Robert Makłowicz nie je żurku na Wielkanoc? Zdradził powody
Krytyk kulinarny z poczuciem humoru często korzysta z niekonwencjonalnych rozwiązań. Dlatego Robert Makłowicz nie postawi na wielkanocnym stole klasycznego aromatycznego żurku. Prawdopodobnie zastąpi go inną zupą, do której przygotowania wykorzysta sezonowe składniki
Robert Makłowicz jest autorytetem w gotowaniu
Po tym, jak wyemigrował do Wielkiej Brytanii na przełomie lat 80. i 90. ubiegłego wieku, jego oczom ukazało się bogactwo kuchni z całego świata. To wtedy Robert Makłowicz odkrył w sobie pasję do gotowania i próbowania dań z różnych zakątków globu i postanowił zostać krytykiem kulinarnym . Dlatego już w 1998 roku rozpoczął w TVP swój cykl “Podróże kulinarne Roberta Makłowicza”, podczas którego odwiedzał dalekie rejony świata i próbował tamtejszej kuchni .
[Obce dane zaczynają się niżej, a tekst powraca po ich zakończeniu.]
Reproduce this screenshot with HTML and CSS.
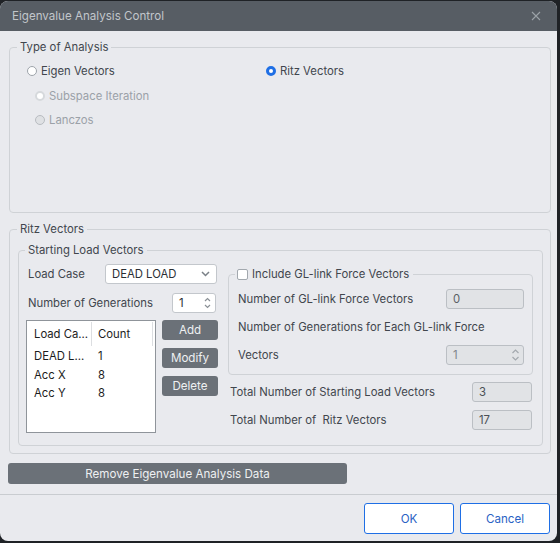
FILE: index.html
```html
<!DOCTYPE html>
<html lang="en">
<head>
    <meta charset="UTF-8">
    <title>Eigenvalue Analysis Control</title>
    <link rel="stylesheet" href="styles.css">
</head>
<body>
    <div class="window">
        <div class="titlebar">
            <span class="title">Eigenvalue Analysis Control</span>
            <svg class="close" width="10" height="10" viewBox="0 0 10 10">
                <path d="M1 1 L9 9 M9 1 L1 9" stroke="#9ba1a7" stroke-width="1.1" fill="none"/>
            </svg>
        </div>

        <div class="dialog-body">
            <fieldset class="group type-group">
                <legend>Type of Analysis</legend>
                <div class="type-grid">
                    <div class="type-col">
                        <div class="radio"><span class="dot"></span>Eigen Vectors</div>
                        <div class="radio sub disabled dim-checked"><span class="dot"></span>Subspace Iteration</div>
                        <div class="radio sub disabled"><span class="dot"></span>Lanczos</div>
                    </div>
                    <div class="type-col">
                        <div class="radio checked"><span class="dot"></span>Ritz Vectors</div>
                    </div>
                </div>
            </fieldset>

            <fieldset class="group ritz-group">
                <legend>Ritz Vectors</legend>
                <div class="ritz-inner">
                    <fieldset class="group slv-group">
                        <legend>Starting Load Vectors</legend>
                        <div class="slv-cols">
                            <div class="slv-left">
                                <div class="field-row">
                                    <span class="label lc-label">Load Case</span>
                                    <div class="select">
                                        <span>DEAD LOAD</span>
                                        <svg width="9" height="6" viewBox="0 0 9 6">
                                            <path d="M1 1 L4.5 4.5 L8 1" stroke="#7a8087" stroke-width="1.5" fill="none"/>
                                        </svg>
                                    </div>
                                </div>
                                <div class="field-row">
                                    <span class="label gen-label">Number of Generations</span>
                                    <div class="spin">
                                        <span>1</span>
                                        <svg width="7" height="14" viewBox="0 0 7 14">
                                            <path d="M1 5 L3.5 2.5 L6 5 M1 9 L3.5 11.5 L6 9" stroke="#8a9096" stroke-width="1.2" fill="none"/>
                                        </svg>
                                    </div>
                                </div>
                                <div class="list-row">
                                    <div class="list">
                                        <div class="list-head">
                                            <span class="c1">Load Ca...</span>
                                            <span class="c2">Count</span>
                                        </div>
                                        <div class="list-item"><span class="c1">DEAD L...</span><span class="c2">1</span></div>
                                        <div class="list-item"><span class="c1">Acc X</span><span class="c2">8</span></div>
                                        <div class="list-item"><span class="c1">Acc Y</span><span class="c2">8</span></div>
                                    </div>
                                    <div class="list-buttons">
                                        <button class="btn-dark">Add</button>
                                        <button class="btn-dark">Modify</button>
                                        <button class="btn-dark">Delete</button>
                                    </div>
                                </div>
                            </div>

                            <div class="slv-right">
                                <fieldset class="group gl-group">
                                    <legend><span class="checkbox"></span>Include GL-link Force Vectors</legend>
                                    <div class="gl-inner">
                                        <div class="gl-row">
                                            <span class="label">Number of GL-link Force Vectors</span>
                                            <div class="box disabled-box">0</div>
                                        </div>
                                        <div class="gl-row">
                                            <span class="label">Number of Generations for Each GL-link Force</span>
                                        </div>
                                        <div class="gl-row">
                                            <span class="label">Vectors</span>
                                            <div class="box disabled-box spin-dis">
                                                <span>1</span>
                                                <svg width="9" height="16" viewBox="0 0 9 16">
                                                    <path d="M1.5 6 L4.5 3 L7.5 6 M1.5 10 L4.5 13 L7.5 10" stroke="#a3a8ae" stroke-width="1.2" fill="none"/>
                                                </svg>
                                            </div>
                                        </div>
                                    </div>
                                </fieldset>
                                <div class="total-row first">
                                    <span class="label">Total Number of Starting Load Vectors</span>
                                    <div class="box total-box">3</div>
                                </div>
                                <div class="total-row">
                                    <span class="label">Total Number of &nbsp;Ritz Vectors</span>
                                    <div class="box total-box">17</div>
                                </div>
                            </div>
                        </div>
                    </fieldset>
                </div>
            </fieldset>

            <button class="btn-dark remove-btn">Remove Eigenvalue Analysis Data</button>
        </div>

        <div class="footer">
            <button class="btn-light">OK</button>
            <button class="btn-light">Cancel</button>
        </div>
    </div>
</body>
</html>
```

FILE: styles.css
```css
:root {
    --text: #41464d;
    --muted: #9ba1a8;
    --line: #cfd2d6;
    --panel: #e9eaee;
    --dark-btn: #6b7178;
    --blue: #1f6fe5;
}

* {
    margin: 0;
    padding: 0;
    box-sizing: border-box;
}

body {
    background: #1f2226;
    font-family: Inter, "Liberation Sans", sans-serif;
    font-size: 11.3px;
    color: var(--text);
}

.window {
    width: 557px;
    height: 540px;
    margin-top: 1px;
    background: var(--panel);
    border-radius: 8px;
    overflow: hidden;
    display: flex;
    flex-direction: column;
}

.titlebar {
    height: 30px;
    background: #575d64;
    display: flex;
    align-items: center;
    justify-content: space-between;
    padding: 0 16px 0 12px;
}

.title {
    color: #c2c6cb;
    font-size: 11.6px;
}

.dialog-body {
    padding: 8px 6px 0 9px;
    flex: 1;
    display: flex;
    flex-direction: column;
}

.group {
    border: 1px solid var(--line);
    border-radius: 4px;
    min-width: 0;
    padding: 0;
}

.group > legend {
    margin-left: 7px;
    padding: 0 3px;
    line-height: 16px;
}

.type-group {
    height: 174px;
}

.type-grid {
    display: flex;
    padding: 8px 0 0 17px;
}

.type-col {
    display: flex;
    flex-direction: column;
    gap: 8.5px;
}

.type-col:first-child {
    width: 239px;
}

.radio {
    display: flex;
    align-items: center;
    gap: 4px;
    height: 16px;
}

.radio .dot {
    width: 10px;
    height: 10px;
    border-radius: 50%;
    background: #fff;
    border: 1px solid #9ea4aa;
}

.radio.sub {
    padding-left: 8px;
}

.radio.disabled {
    color: var(--muted);
}

.radio.disabled .dot {
    background: #dfe1e4;
    border-color: #b8bcc1;
}

.radio.dim-checked .dot {
    background: #fff;
    border: 2px solid #d6d9dc;
}

.radio.checked .dot {
    border: 3px solid var(--blue);
}

.ritz-group {
    margin-top: 8px;
    height: 233px;
}

.ritz-inner {
    padding: 5px 7px 8px 8px;
}

.slv-group {
    height: 204px;
}

.slv-group > legend {
    margin-left: 6px;
}

.slv-cols {
    display: flex;
    gap: 10px;
    padding: 6px 7px 0 7px;
}

.slv-left {
    width: 192px;
    display: flex;
    flex-direction: column;
    gap: 9px;
}

.field-row {
    display: flex;
    align-items: center;
    height: 20px;
}

.label {
    white-space: nowrap;
}

.lc-label {
    width: 79px;
    padding-left: 2px;
}

.gen-label {
    width: 146px;
    padding-left: 2px;
}

.select,
.spin {
    height: 20px;
    background: #fff;
    border: 1px solid #c3c7cc;
    border-radius: 3px;
    display: flex;
    align-items: center;
    justify-content: space-between;
    padding: 0 6px 0 6px;
    color: #2a2e33;
}

.select {
    width: 112px;
}

.spin {
    width: 44px;
    padding: 0 4px 0 6px;
}

.list-row {
    display: flex;
    gap: 6px;
    margin-top: -2px;
}

.list {
    width: 130px;
    height: 113px;
    background: #fff;
    border: 1px solid #8f949a;
    color: #1c1c1c;
    padding-top: 1px;
    white-space: nowrap;
}

.list-head,
.list-item {
    display: flex;
}

.list-head {
    height: 24px;
    align-items: center;
    margin-bottom: 1px;
}

.list-head .c1,
.list-head .c2 {
    border-right: 1px solid #dcdee1;
    height: 100%;
    display: flex;
    align-items: center;
}

.list-head .c2 {
    width: 61px;
}

.list-item {
    height: 18.5px;
    align-items: center;
}

.c1 {
    width: 65px;
    padding-left: 7px;
}

.c2 {
    padding-left: 6px;
}

.list-buttons {
    display: flex;
    flex-direction: column;
    gap: 8px;
}

button {
    font-family: inherit;
    font-size: 11.6px;
    border: none;
}

.btn-dark {
    background: var(--dark-btn);
    color: #eef0f2;
    border-radius: 3px;
    width: 56px;
    height: 20px;
}

.slv-right {
    width: 305px;
    margin-top: 2px;
}

.gl-group > legend {
    margin-left: 6px;
    padding: 0 4px 0 2px;
    display: flex;
    align-items: center;
}

.gl-inner {
    padding: 7px 8px 9px 9px;
    display: flex;
    flex-direction: column;
    gap: 8px;
}

.checkbox {
    width: 11px;
    height: 11px;
    background: #fff;
    border: 1px solid #a2a8ae;
    border-radius: 2px;
    margin-right: 4px;
}

.gl-row {
    display: flex;
    justify-content: space-between;
    align-items: center;
    height: 20px;
}

.box {
    height: 20px;
    border-radius: 3px;
    display: flex;
    align-items: center;
    padding-left: 6px;
}

.disabled-box {
    width: 78px;
    background: #e1e3e6;
    border: 1px solid #bbbfc4;
    color: #5a5f65;
}

.spin-dis {
    justify-content: space-between;
    padding-right: 3px;
    color: #7f858b;
}

.total-row {
    display: flex;
    justify-content: space-between;
    align-items: center;
    height: 20px;
    margin-top: 8px;
    padding: 0 1px 0 2px;
}

.total-row.first {
    margin-top: 7px;
}

.total-box {
    width: 60px;
    background: #e1e3e6;
    border: 1px solid #bbbfc4;
    color: #4a4f55;
}

.remove-btn {
    margin-top: 9px;
    margin-left: -1px;
    width: 339px;
    height: 21px;
}

.footer {
    border-top: 1px solid #c9ccd0;
    height: 47px;
    display: flex;
    justify-content: flex-end;
    gap: 6px;
    padding: 8px 7px 0 0;
}

.btn-light {
    width: 90px;
    height: 31px;
    background: #fff;
    border: 1px solid var(--blue);
    border-radius: 3px;
    color: #2a62c4;
}
```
W ciągu minionego ćwierćwiecza dziennikarz stał się gospodarzem kilku programów telewizyjnych poświęconych gotowaniu , wydał również kilkanaście książek związanych z tą pasją. Dwukrotnie został laureatem Oskara Kulinarnego. Dziś jest aktywny w serwisie YouTube oraz na TikToku, gdzie wciąż dzieli się swoimi poradami i opiniami z zakresu gotowania. Można śmiało powiedzieć, że dla wielu jest niekwestionowanym autorytetem w tej dziedzinie.
Tradycyjne wielkanocne dania nie są w guście króla polskiej kuchni?
Ze względu na zbliżające się święta w umysłach wielu rodzi się pytanie, co warto postawić na stole . Czy postawić na tradycyjne dania, czy może poeksperymentować w kuchni i wypróbować nowatorskie przepisy. Tradycyjnie w Wielkanoc królują jajka, biała kiełbasa oraz aromatyczny żurek . Zakończenie okresu Wielkiego Postu uprawnia nas do zjedzenia różnych rodzajów mięs, a jeśli chodzi o desery, na stołach stawiamy babkę i mazurka .
Chętni mogą szukać również porad od autorytetów z dziedziny kulinariów, których w Polsce przecież nie brakuje. W sieci znajdziemy wielu twórców chętnie dzielących się swoimi efektami pracy w kuchni i inspirujących do wypróbowania nowych metod. A co na wielkanocnym stole stawia Robert Makłowicz? O to spytali go w ubiegłym roku dziennikarze “Faktu”, a odpowiedź może wywołać duże emocje u kulinarnych tradycjonalistów .
Nie robię żurku na Wielkanoc. Nie wiem jeszcze (co ugotuję przyp. red.). Zobaczymy, co będzie - mówił krytyk kulinarny.
To Robert Makłowicz je w Wielkanoc zamiast tradycyjnej zupy
Ale skoro nie żurek, to co dziennikarz kulinarny stawia na świątecznym stole ? Okazuje się, że jeśli tylko sezon rozpocznie się odpowiednio wcześnie, wybór Roberta Makłowicza może paść na krem z czosnku niedźwiedziego. We wspomnianej rozmowie z dziennikarzami “Faktu” dziennikarz śmiało zachwalał tę zupę.
Może już być wtedy czosnek niedźwiedzi. Wie pani, jaki jest pyszny krem z czosnku niedźwiedziego? - zapewniał Robert Makłowicz.
Zupy tego typu to w ostatnich latach prawdziwy fenomen podawany zarówno w ekskluzywnych restauracjach, jak i w zaciszu domowym . Gdy wykorzystujemy do nich wykonania sezonowe składniki, jest tylko lepiej. Wspomniany przez Roberta Makłowicza czosnek niedźwiedzi powinien nadawać się do zbioru właśnie teraz . Może to będzie odpowiedni wybór na nasz świąteczny stół?